Considering the future practical applications and cost reductions,7 immobilization of homogeneous metal complexes on solid supports is important for catalyst recovery and reuse.8–17 Moreover, heterogenization has the ability to improve the stability of the catalysts as it suppresses deactivation caused by intermolecular pathways. Molecular heterogeneous catalysts also provide the facility to understand the nature of the active species, which can help to carry out mechanistic studies and optimize reaction activities through the fine-tuning of electronic or spatial effects in the molecules.
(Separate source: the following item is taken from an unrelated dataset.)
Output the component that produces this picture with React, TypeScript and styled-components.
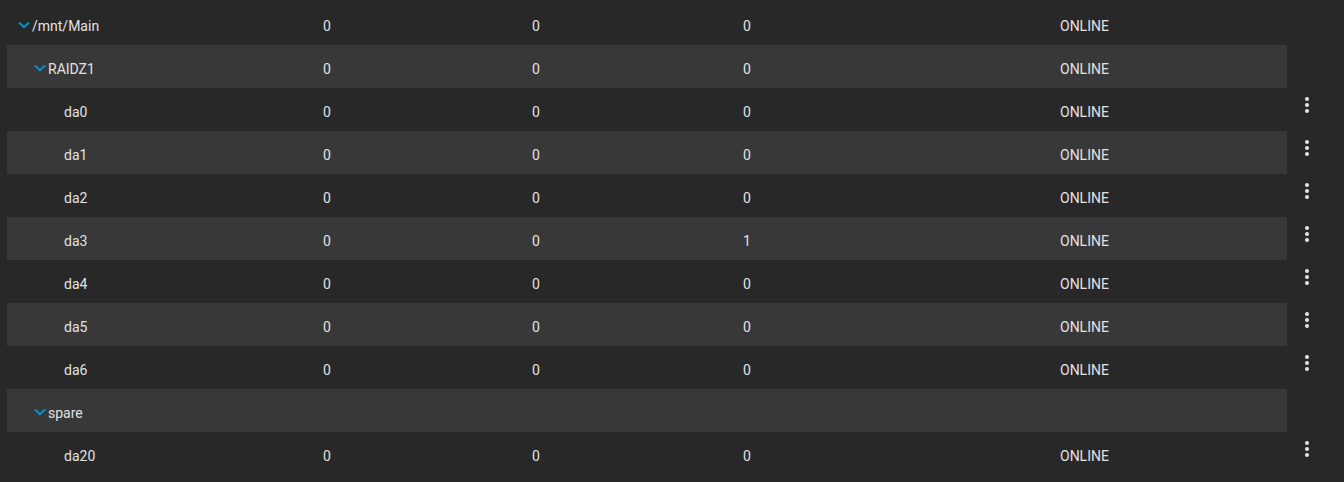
import React from 'react';
import styled, { createGlobalStyle } from 'styled-components';

const GlobalStyle = createGlobalStyle`
  html, body {
    margin: 0;
    padding: 0;
    background-color: #282828;
  }
  body {
    font-family: Roboto, 'Noto Sans', Arial, sans-serif;
    font-size: 14px;
    color: #e2e2e2;
  }
`;

const Table = styled.div`
  display: flex;
  flex-direction: column;
  padding: 2px 0 0 7px;
  min-height: 100vh;
  box-sizing: border-box;
`;

const Row = styled.div`
  display: flex;
  height: 43px;
`;

const Stripe = styled.div<{ $striped: boolean }>`
  display: grid;
  grid-template-columns: 316px 209px 211px 317px 1fr;
  width: 1280px;
  height: 100%;
  box-sizing: border-box;
  padding-top: 5px;
  align-items: center;
  background-color: ${(p) => (p.$striped ? '#383838' : 'transparent')};
`;

const NameCell = styled.div<{ $level: number }>`
  display: flex;
  align-items: center;
  padding-left: ${(p) => 11 + p.$level * 16}px;
`;

const Toggle = styled.span`
  display: inline-flex;
  width: 12px;
  height: 8px;
  margin-right: 2px;
  margin-top: -2px;
  color: #0095d5;
`;

const Cell = styled.div`
  white-space: nowrap;
`;

const ActionCell = styled.div`
  width: 40px;
  display: flex;
  justify-content: center;
  padding-top: 5px;
`;

const KebabButton = styled.span`
  display: inline-flex;
  width: 24px;
  height: 24px;
  color: #e6e6e6;
`;

const Chevron = () => (
  <svg width="12" height="8" viewBox="0 0 12 8">
    <polyline points="1,1.5 6,6.2 11,1.5" fill="none" stroke="currentColor" strokeWidth="2" />
  </svg>
);

const MoreVert = () => (
  <svg width="24" height="24" viewBox="0 0 24 24">
    <circle cx="12" cy="6" r="2" fill="currentColor" />
    <circle cx="12" cy="12" r="2" fill="currentColor" />
    <circle cx="12" cy="18" r="2" fill="currentColor" />
  </svg>
);

type Node = {
  name: string;
  level: number;
  group?: boolean;
  read?: string;
  write?: string;
  checksum?: string;
  status?: string;
};

const disk = (name: string, checksum = '0'): Node => ({
  name,
  level: 2,
  read: '0',
  write: '0',
  checksum,
  status: 'ONLINE',
});

const rows: Node[] = [
  { name: '/mnt/Main', level: 0, group: true, read: '0', write: '0', checksum: '0', status: 'ONLINE' },
  { name: 'RAIDZ1', level: 1, group: true, read: '0', write: '0', checksum: '0', status: 'ONLINE' },
  disk('da0'),
  disk('da1'),
  disk('da2'),
  disk('da3', '1'),
  disk('da4'),
  disk('da5'),
  disk('da6'),
  { name: 'spare', level: 1, group: true },
  disk('da20'),
];

export default function App(): JSX.Element {
  return (
    <>
      <GlobalStyle />
      <Table>
        {rows.map((r, i) => (
          <Row key={r.name}>
            <Stripe $striped={i % 2 === 1}>
              <NameCell $level={r.level}>
                {r.group ? (
                  <Toggle>
                    <Chevron />
                  </Toggle>
                ) : (
                  <Toggle />
                )}
                {r.name}
              </NameCell>
              <Cell>{r.read}</Cell>
              <Cell>{r.write}</Cell>
              <Cell>{r.checksum}</Cell>
              <Cell>{r.status}</Cell>
            </Stripe>
            {!r.group && (
              <ActionCell>
                <KebabButton>
                  <MoreVert />
                </KebabButton>
              </ActionCell>
            )}
          </Row>
        ))}
      </Table>
    </>
  );
}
Recently, molecular heterogeneous catalysts have attracted significant research interest for C–H activation using various solids as supports, such as polymer,18 metal–organic frameworks (MOFs),19 and silica-based materials.11,20–22 For example, Lin et al. synthesized UiO-type MOFs with 2,2′-bipyridine (bpy) as an orthogonal functional fragment to form solid catalysts for both borylation of C–H bonds and ortho-silylation of benzylic silyl ethers.19 Moreover, Inagaki et al. and Copéret et al. reported an original solid, periodic mesoporous organosilicas (PMOs) with bipyridine ligands in the framework, as a unique platform for heterogeneous C–H borylation, which showed superior activity towards the homogeneous C–H borylation.20–22 However, with continuous reuse of the catalysts, the reaction activity gradually decreased because of the collapse of the material structure, which was also observed in the water oxidation reaction by these PMOs.23 Therefore, the development of novel stable scaffolds is still required for practical applications.
Organosilica nanotubes have been prepared from bridged organosilane precursors using a simple micelle-templating approach.24–27 These nanotubes with mesoporous diameters have distinct advantages including incorporation of various organic functionalities into the nanotube frameworks, high surface areas, easy access to active sites in the tubes, and confinement effects inside the cavity. We have recently synthesized organosilica nanotubes embedded with 2,2′-bipyridine chelating ligands24b due to their importance in coordination and supramolecular chemistry.28–30 The length of the nanotubes was about several micrometers and we envisaged cropping of the long nanotubes to eliminate diffusion limitation as much as possible in heterogeneous catalysis.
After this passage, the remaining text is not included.